C’est dans l’échange et la réflexion collective que je fonctionne le mieux. Mon engagement, à la Confédération ou dans d’autres structures, est une manière de contribuer à la société, de rendre une partie de ce qui m’a été donné. Le défi, ici, est de mieux faire entendre les besoins des entreprises, de les expliquer, de les porter à la connaissance des autorités. La simplification administrative, par exemple, est un enjeu clé. On ne peut pas être productif si l’on passe 80 % de son temps à gérer de la paperasse plutôt qu’à servir le client. Il est important de faire valoir ces arguments. On ne peut pas faire évoluer les choses si les problèmes sont ignorés ou méconnus.
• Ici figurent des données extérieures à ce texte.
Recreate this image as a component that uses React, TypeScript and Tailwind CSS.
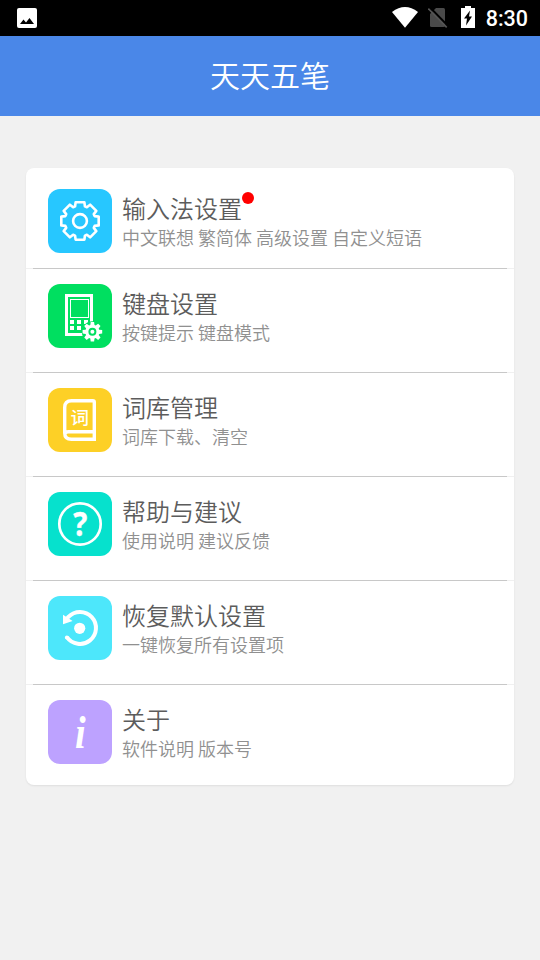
import React from 'react';

const gearPath = (cx: number, cy: number, outer: number, inner: number, tip: number, base: number) => {
  const points: string[] = [];
  for (let i = 0; i < 8; i++) {
    const a = (i * Math.PI) / 4;
    [
      [-base, -inner],
      [-tip, -outer],
      [tip, -outer],
      [base, -inner],
    ].forEach(([x, y]) => {
      const px = cx + x * Math.cos(a) - y * Math.sin(a);
      const py = cy + x * Math.sin(a) + y * Math.cos(a);
      points.push(`${px.toFixed(2)} ${py.toFixed(2)}`);
    });
  }
  return `M${points.join('L')}Z`;
};

const GearIcon = () => (
  <svg viewBox="0 0 64 64" className="size-16" fill="none" stroke="#fff" strokeLinejoin="round">
    <path d={gearPath(32, 32, 18.7, 14.6, 4.4, 4.9)} strokeWidth="2.6" />
    <circle cx="32" cy="32" r="6.9" strokeWidth="2.6" />
  </svg>
);

const KeyboardIcon = () => (
  <svg viewBox="0 0 64 64" className="size-16" fill="none">
    <rect x="18.5" y="11.5" width="25" height="39" stroke="#fff" strokeWidth="3" />
    <rect x="22.5" y="15.5" width="18" height="18" stroke="#fff" />
    {[36, 42].map((y) =>
      [22, 29, 36].map((x) => <rect key={`${x}-${y}`} x={x} y={y} width="4" height="4" fill="#fff" />)
    )}
    <circle cx="44.4" cy="47.8" r="10.6" fill="#00df60" />
    <path d={gearPath(44.4, 47.8, 9.8, 6.8, 1.7, 2.1)} fill="#fff" />
    <circle cx="44.4" cy="47.8" r="3" stroke="#00df60" strokeWidth="2" />
  </svg>
);

const DictIcon = () => (
  <svg viewBox="0 0 64 64" className="size-16" fill="none">
    <path
      d="M46.3 43.7V14.2Q46.3 12.7 44.8 12.7H23.5Q16.7 12.7 16.7 19.5V45Q16.7 51.3 23.5 51.3H46.3V43.7H20.5Q17.5 43.7 16.7 46"
      stroke="#fff"
      strokeWidth="3.4"
    />
    <text
      transform="translate(22.6 35.6) scale(1 .92)"
      fontSize="18.6"
      fontWeight="500"
      fill="#fff"
      fontFamily="'Noto Sans CJK SC', sans-serif"
    >
      词
    </text>
  </svg>
);

const HelpIcon = () => (
  <svg viewBox="0 0 64 64" className="size-16" fill="none">
    <circle cx="32" cy="32" r="20.7" stroke="#fff" strokeWidth="2.7" />
    <text
      transform="translate(32.2 44.4) scale(.88 1)"
      textAnchor="middle"
      fontSize="33.5"
      fontWeight="700"
      fill="#fff"
      stroke="#fff"
      strokeWidth=".4"
      fontFamily="'Open Sans', sans-serif"
    >
      ?
    </text>
  </svg>
);

const RestoreIcon = () => (
  <svg viewBox="0 0 64 64" className="size-16" fill="none">
    <path d="M18.9 41.2A16 16 0 1 0 20.4 20.9L18 24" stroke="#fff" strokeWidth="4" />
    <circle cx="18.9" cy="41.4" r="2" fill="#fff" />
    <path d="M15 18.8V28.2L24.6 25Z" fill="#fff" />
    <circle cx="31.7" cy="32.3" r="5.6" fill="#fff" />
  </svg>
);

const AboutIcon = () => (
  <svg viewBox="0 0 64 64" className="size-16">
    <text
      transform="translate(32.4 48.4) scale(.82 1)"
      textAnchor="middle"
      fontSize="47"
      fontWeight="700"
      fontStyle="italic"
      fill="#fff"
      fontFamily="'Liberation Serif', serif"
    >
      i
    </text>
  </svg>
);

const items = [
  { title: '输入法设置', desc: '中文联想 繁简体 高级设置 自定义短语', color: 'bg-[#27c7ff]', icon: GearIcon, badge: true },
  { title: '键盘设置', desc: '按键提示 键盘模式', color: 'bg-[#00df60]', icon: KeyboardIcon },
  { title: '词库管理', desc: '词库下载、清空', color: 'bg-[#fdd026]', icon: DictIcon },
  { title: '帮助与建议', desc: '使用说明 建议反馈', color: 'bg-[#06e1cd]', icon: HelpIcon },
  { title: '恢复默认设置', desc: '一键恢复所有设置项', color: 'bg-[#4de7fb]', icon: RestoreIcon },
  { title: '关于', desc: '软件说明 版本号', color: 'bg-[#bda2ff]', icon: AboutIcon },
];

const StatusBar = () => (
  <div className="flex h-9 items-center bg-black pl-[17px] pr-3 text-white">
    <svg viewBox="0 0 20 20" className="size-5">
      <rect width="20" height="20" rx="2" fill="#fff" />
      <path d="M3 16L6.5 11.5L9 14.5L12.5 10L17 16Z" fill="#000" />
    </svg>
    <svg viewBox="0 0 26 21" className="mb-px ml-auto h-[21px] w-[26px]">
      <path d="M0 4.9Q13-4.8 26 4.9L13 20.7Z" fill="#fff" />
    </svg>
    <svg viewBox="0 0 20 22" className="mb-0.5 ml-2.5 h-[22px] w-5">
      <path d="M8 2H15.5Q17 2 17 3.5V19.5Q17 21 15.5 21H3.5Q2 21 2 19.5V8Z" fill="#4a4a4a" />
      <path d="M1.8 1.2L20.5 20.5" stroke="#000" strokeWidth="2" />
      <path d="M.3 2.6L18.7 21.4" stroke="#555" strokeWidth="1.6" />
    </svg>
    <svg viewBox="0 0 14 22" className="mb-0.5 ml-[13px] h-[22px] w-3.5">
      <path d="M0 2H4V0H10V2H14V22H0Z" fill="#fff" />
      <path d="M9 4.5L3 12.5H6L5 19.5L11 10.5H8Z" fill="#000" />
    </svg>
    <span className="ml-[11px] mt-0.5 font-[Roboto] text-[21.5px] font-medium leading-9">8:30</span>
  </div>
);

export default function App() {
  return (
    <div className="h-[960px] w-[540px] overflow-hidden bg-[#f1f1f1] font-['Noto_Sans_CJK_SC',sans-serif] font-[350]">
      <StatusBar />
      <header className="flex h-20 items-center justify-center bg-[#4a87e8] pb-[3px] text-[30px] text-white">
        <h1 className="font-[350]">天天五笔</h1>
      </header>
      <ul className="mx-[26px] mt-[52px] h-[617px] rounded-lg bg-white shadow-[0_1px_2px_rgba(0,0,0,0.08)]">
        {items.map(({ title, desc, color, icon: Icon, badge }, index) => (
          <li key={title}>
            {index > 0 && (
              <div className="h-px bg-[#f0f0f0] px-[7px]">
                <div className="h-px bg-[#c8c8c8]" />
              </div>
            )}
            <div className={`flex items-start pl-[22px] ${index === 0 ? 'h-[100px] pt-[21px]' : 'h-[103px] pt-[15px]'}`}>
              <div className={`size-16 shrink-0 rounded-xl ${color}`}>
                <Icon />
              </div>
              <div className="ml-2.5 pt-0.5">
                <div className="flex items-start">
                  <h2 className="text-2xl font-[350] leading-[34px] text-[#5c5c5c]">{title}</h2>
                  {badge && <span className="mt-px size-3 rounded-full bg-[#ff0000]" />}
                </div>
                <p className="text-lg leading-6 text-[#909090]">{desc}</p>
              </div>
            </div>
          </li>
        ))}
      </ul>
    </div>
  );
}
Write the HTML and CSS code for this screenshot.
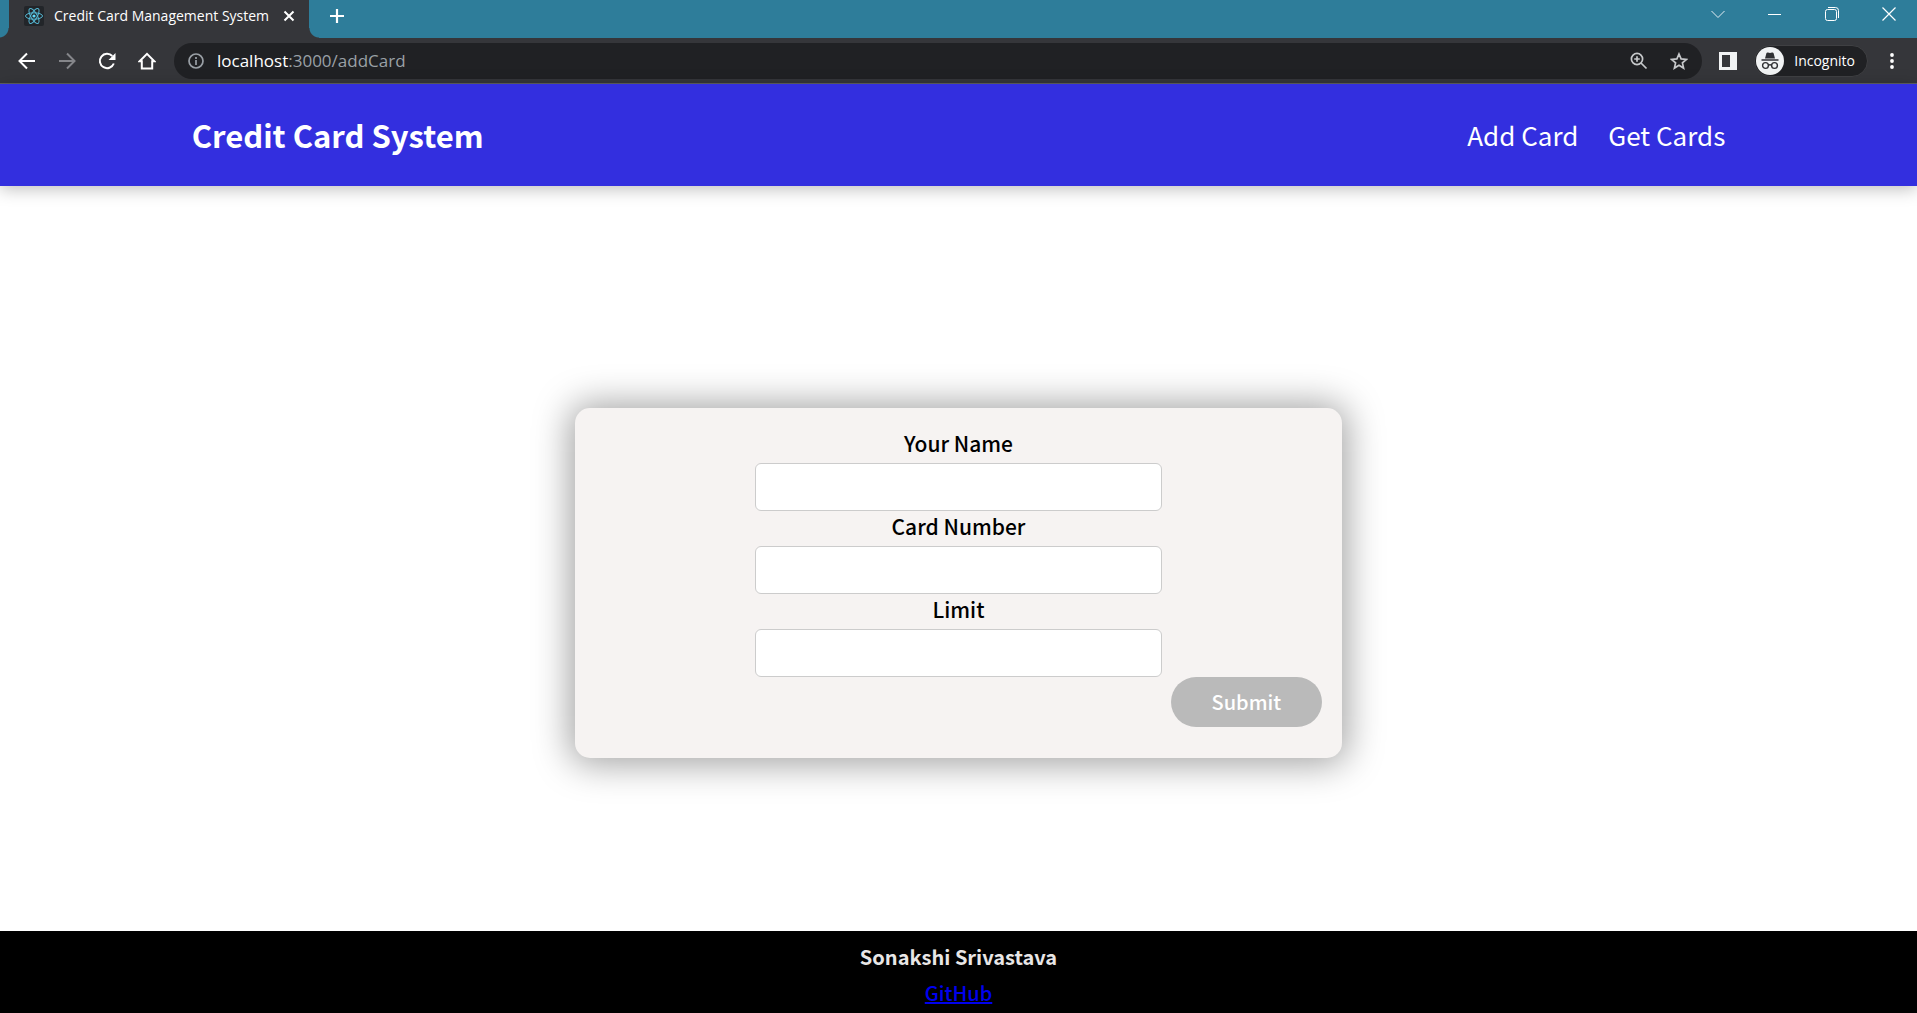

Derrière chaque loi, il y a souvent une bonne intention, mais il faut aussi sensibiliser aux impacts concrets qu’elle induit.
Vous êtes entrepreneuse , présidente de la Confédération , administratrice de LuxConnect, et mère de famille.
Comment gérez-vous votre temps et vos priorités ? À quoi ressemble votre journée type ?
Elle ressemble sans doute à celle de n’importe quel CEO. Je prends le temps de m’occuper de mes enfants le matin.
Chaque jour, à 8 h, je suis dans l’entreprise, à travailler avec mes équipes et dans les filiales. Ensuite, mes journées varient selon mes engagements. Mon implication auprès de LuxConnect, par exemple, me permet de découvrir d’autres choses, de rencontrer des personnes issues d’autres horizons, et d’apporter mon point de vue au développement de cette activité spécifique. Chaque jour, je termine vers 18 h pour profiter de moments en famille, avant de reprendre le travail le soir.